The Lord laid down His life for His friends. He laid down His life for you and me. He laid down His life so that He could take it up again, and draw all people to Himself. And in defeating hell in His flesh, and becoming Divine on every level of creation, He gained power over hell to eternity. And if the Lord underwent that for us – how can we then turn our backs on Him? If He wept and suffered from pure love, so that we could be saved, wanting nothing for Himself – how can we reject that salvation? It matters. There are times when we hold our own lives cheaply – but the Lord never does. His love is great enough that He would undergo all of those things even if it would save only one person.

He underwent those temptations that He could be present in our spirits, and fight against hell for each one of us. We have no power against hell. We are slaves to sin.

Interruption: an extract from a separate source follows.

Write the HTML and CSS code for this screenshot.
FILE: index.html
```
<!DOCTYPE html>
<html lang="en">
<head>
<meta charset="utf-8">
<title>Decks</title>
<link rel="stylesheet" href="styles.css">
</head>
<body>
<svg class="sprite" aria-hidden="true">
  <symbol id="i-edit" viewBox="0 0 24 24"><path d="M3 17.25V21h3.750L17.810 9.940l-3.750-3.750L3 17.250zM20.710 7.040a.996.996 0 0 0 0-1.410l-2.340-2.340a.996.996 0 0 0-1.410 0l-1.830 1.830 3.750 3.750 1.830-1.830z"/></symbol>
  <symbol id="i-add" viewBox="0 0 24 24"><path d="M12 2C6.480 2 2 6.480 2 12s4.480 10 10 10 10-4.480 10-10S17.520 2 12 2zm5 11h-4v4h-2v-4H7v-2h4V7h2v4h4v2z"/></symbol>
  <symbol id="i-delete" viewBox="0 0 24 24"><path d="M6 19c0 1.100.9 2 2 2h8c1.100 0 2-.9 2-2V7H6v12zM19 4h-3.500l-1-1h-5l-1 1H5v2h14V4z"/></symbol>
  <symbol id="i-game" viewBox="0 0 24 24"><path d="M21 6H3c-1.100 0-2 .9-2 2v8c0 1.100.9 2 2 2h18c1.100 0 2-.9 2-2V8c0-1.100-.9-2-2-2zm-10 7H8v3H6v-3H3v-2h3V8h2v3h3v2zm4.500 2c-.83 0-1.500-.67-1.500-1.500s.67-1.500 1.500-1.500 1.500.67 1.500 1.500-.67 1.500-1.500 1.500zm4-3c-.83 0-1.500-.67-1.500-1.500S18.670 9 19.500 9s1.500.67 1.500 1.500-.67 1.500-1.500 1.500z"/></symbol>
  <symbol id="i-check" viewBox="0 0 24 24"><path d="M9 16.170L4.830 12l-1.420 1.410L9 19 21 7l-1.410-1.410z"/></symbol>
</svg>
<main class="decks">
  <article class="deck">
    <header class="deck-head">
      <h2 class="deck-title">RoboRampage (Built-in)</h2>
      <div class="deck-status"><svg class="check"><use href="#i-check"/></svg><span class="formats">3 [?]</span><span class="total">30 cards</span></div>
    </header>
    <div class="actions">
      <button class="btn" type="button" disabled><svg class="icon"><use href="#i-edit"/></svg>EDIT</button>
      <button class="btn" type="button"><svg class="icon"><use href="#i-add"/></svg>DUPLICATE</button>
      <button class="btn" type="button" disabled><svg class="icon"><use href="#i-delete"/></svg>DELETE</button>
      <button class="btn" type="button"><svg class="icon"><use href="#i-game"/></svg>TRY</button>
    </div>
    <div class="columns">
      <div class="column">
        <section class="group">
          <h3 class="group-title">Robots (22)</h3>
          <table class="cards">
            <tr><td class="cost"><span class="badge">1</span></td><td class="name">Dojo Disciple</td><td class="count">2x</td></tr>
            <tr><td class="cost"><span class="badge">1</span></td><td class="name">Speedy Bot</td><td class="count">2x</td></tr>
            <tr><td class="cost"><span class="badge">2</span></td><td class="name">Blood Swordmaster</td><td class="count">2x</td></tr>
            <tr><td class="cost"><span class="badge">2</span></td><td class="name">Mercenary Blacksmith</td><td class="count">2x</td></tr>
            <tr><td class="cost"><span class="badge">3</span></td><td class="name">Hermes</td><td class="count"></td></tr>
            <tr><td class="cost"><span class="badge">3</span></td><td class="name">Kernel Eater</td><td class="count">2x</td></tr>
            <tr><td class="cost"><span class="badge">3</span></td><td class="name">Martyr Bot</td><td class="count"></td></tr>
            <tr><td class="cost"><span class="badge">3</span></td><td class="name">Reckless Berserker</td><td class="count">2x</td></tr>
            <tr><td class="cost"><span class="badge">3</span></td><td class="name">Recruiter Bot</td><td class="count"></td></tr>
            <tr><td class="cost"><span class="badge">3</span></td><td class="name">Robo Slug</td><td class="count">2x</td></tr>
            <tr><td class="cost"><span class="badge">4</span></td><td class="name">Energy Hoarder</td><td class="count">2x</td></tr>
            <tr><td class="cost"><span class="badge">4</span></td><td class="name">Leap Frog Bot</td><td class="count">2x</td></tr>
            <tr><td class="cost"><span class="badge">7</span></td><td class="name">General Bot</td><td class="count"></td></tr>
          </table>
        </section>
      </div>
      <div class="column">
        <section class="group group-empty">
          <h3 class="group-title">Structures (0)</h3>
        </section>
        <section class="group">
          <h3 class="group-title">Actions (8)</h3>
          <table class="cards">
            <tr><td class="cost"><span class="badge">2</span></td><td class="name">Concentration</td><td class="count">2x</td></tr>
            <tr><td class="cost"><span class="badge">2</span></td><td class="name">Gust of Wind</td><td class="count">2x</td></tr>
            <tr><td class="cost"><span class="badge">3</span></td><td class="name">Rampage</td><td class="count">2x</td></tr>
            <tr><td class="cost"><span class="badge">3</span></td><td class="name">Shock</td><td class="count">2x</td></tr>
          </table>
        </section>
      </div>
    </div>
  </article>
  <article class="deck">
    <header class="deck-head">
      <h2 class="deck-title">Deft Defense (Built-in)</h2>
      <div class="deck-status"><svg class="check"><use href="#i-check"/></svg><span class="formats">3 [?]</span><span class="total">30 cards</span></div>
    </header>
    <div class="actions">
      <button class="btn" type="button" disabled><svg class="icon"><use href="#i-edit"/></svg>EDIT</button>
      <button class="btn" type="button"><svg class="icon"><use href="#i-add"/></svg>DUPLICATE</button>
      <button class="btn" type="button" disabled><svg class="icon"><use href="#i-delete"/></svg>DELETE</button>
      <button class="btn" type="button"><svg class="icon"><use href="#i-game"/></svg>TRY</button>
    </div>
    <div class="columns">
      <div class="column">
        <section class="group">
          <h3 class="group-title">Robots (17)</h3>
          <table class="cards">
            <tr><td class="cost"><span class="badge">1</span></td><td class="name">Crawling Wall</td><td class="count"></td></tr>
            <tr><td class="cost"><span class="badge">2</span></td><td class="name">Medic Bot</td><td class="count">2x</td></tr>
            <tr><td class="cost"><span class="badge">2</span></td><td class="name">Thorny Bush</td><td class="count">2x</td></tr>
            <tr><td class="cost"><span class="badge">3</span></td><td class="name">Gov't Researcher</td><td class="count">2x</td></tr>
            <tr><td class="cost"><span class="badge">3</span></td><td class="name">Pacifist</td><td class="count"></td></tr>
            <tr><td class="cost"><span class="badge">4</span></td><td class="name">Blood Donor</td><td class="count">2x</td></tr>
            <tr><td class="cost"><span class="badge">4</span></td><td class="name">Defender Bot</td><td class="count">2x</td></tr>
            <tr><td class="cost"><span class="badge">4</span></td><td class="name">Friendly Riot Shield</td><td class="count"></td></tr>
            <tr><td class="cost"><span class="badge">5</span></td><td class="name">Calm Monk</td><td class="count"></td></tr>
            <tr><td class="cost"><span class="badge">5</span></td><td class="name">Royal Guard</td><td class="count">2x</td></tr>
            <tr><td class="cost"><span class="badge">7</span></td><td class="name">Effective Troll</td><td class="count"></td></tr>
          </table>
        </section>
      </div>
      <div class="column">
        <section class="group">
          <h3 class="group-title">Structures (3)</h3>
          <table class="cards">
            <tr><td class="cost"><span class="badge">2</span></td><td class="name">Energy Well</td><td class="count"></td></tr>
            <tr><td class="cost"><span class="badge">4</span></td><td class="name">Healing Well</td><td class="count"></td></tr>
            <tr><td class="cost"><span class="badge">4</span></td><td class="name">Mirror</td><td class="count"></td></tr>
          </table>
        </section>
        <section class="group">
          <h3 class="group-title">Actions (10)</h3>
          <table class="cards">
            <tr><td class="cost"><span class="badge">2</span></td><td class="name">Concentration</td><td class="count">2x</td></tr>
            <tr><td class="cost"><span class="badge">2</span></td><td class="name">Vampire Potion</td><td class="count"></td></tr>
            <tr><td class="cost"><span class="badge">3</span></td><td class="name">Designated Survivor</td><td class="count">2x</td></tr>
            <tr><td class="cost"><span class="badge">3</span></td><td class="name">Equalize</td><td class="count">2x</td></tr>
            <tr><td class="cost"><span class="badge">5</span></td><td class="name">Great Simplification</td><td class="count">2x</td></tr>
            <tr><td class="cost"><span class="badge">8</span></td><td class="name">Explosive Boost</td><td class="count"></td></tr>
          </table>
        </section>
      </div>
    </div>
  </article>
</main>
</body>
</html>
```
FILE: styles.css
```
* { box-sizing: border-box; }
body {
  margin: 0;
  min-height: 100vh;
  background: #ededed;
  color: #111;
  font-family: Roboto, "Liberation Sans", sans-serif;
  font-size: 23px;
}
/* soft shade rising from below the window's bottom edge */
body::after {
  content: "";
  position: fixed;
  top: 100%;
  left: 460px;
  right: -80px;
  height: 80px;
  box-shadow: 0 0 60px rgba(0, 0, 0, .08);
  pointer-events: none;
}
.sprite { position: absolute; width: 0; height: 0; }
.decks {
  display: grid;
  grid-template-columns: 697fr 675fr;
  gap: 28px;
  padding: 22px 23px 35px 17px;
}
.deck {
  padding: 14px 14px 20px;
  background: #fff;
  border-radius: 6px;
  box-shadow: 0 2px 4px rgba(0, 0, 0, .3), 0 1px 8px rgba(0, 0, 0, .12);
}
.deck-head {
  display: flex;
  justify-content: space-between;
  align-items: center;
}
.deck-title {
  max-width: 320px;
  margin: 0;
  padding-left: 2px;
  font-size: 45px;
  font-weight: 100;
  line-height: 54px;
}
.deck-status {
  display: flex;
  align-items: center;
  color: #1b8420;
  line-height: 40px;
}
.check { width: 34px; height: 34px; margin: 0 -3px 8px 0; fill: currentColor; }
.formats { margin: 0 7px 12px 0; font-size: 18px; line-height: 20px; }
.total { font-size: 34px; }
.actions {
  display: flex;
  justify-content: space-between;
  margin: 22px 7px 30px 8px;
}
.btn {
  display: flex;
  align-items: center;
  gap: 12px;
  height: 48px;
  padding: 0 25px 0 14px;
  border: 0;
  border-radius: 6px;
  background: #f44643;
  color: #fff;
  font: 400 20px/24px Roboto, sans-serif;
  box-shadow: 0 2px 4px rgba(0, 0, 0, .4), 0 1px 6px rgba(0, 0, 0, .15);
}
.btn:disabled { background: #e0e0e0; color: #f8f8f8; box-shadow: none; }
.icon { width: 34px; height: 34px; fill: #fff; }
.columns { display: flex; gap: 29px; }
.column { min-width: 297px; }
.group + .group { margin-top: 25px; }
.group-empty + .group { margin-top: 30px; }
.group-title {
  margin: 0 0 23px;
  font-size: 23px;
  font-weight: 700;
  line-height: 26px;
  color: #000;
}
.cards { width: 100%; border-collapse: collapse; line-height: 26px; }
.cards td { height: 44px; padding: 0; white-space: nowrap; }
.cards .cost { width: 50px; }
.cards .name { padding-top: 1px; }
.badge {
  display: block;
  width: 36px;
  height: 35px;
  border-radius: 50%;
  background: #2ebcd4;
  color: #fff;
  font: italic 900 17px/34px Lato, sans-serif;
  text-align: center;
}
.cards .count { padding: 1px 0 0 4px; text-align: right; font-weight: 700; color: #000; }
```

But He can save us. How does He save us? By defeating hell with us, and giving us a new spirit. And we allow Him to give us that new spirit by acting in love and obedience to Him. We too must take up our cross daily and follow Him. We have to act as if from ourselves to fight against sin, so that He can replace our selfishness with love. And in doing this, we always have to look to Him, praying for His help, acknowledging that despite the appearance, it is truly He alone who is fighting for us, not we ourselves. And if we want to be conformed to His image, we must strive to fight not from a desire to be great, but from a desire to become servants. We too must fight with all our hearts to say of everyone who has hurt us: “Father forgive them, for they know not what they do.” And if we do this, if every day we take up our cross and follow Him – willingly putting to death our own sinful desires – then in Him, we can die to sin, and in Him, we will be raised to life – not the fleshly, temporary life of self-love, but the eternal life of His love – a love for the entire human race, and a love for the source of that love, our Lord Jesus Christ, the One God and Saviour of heaven and earth. Amen.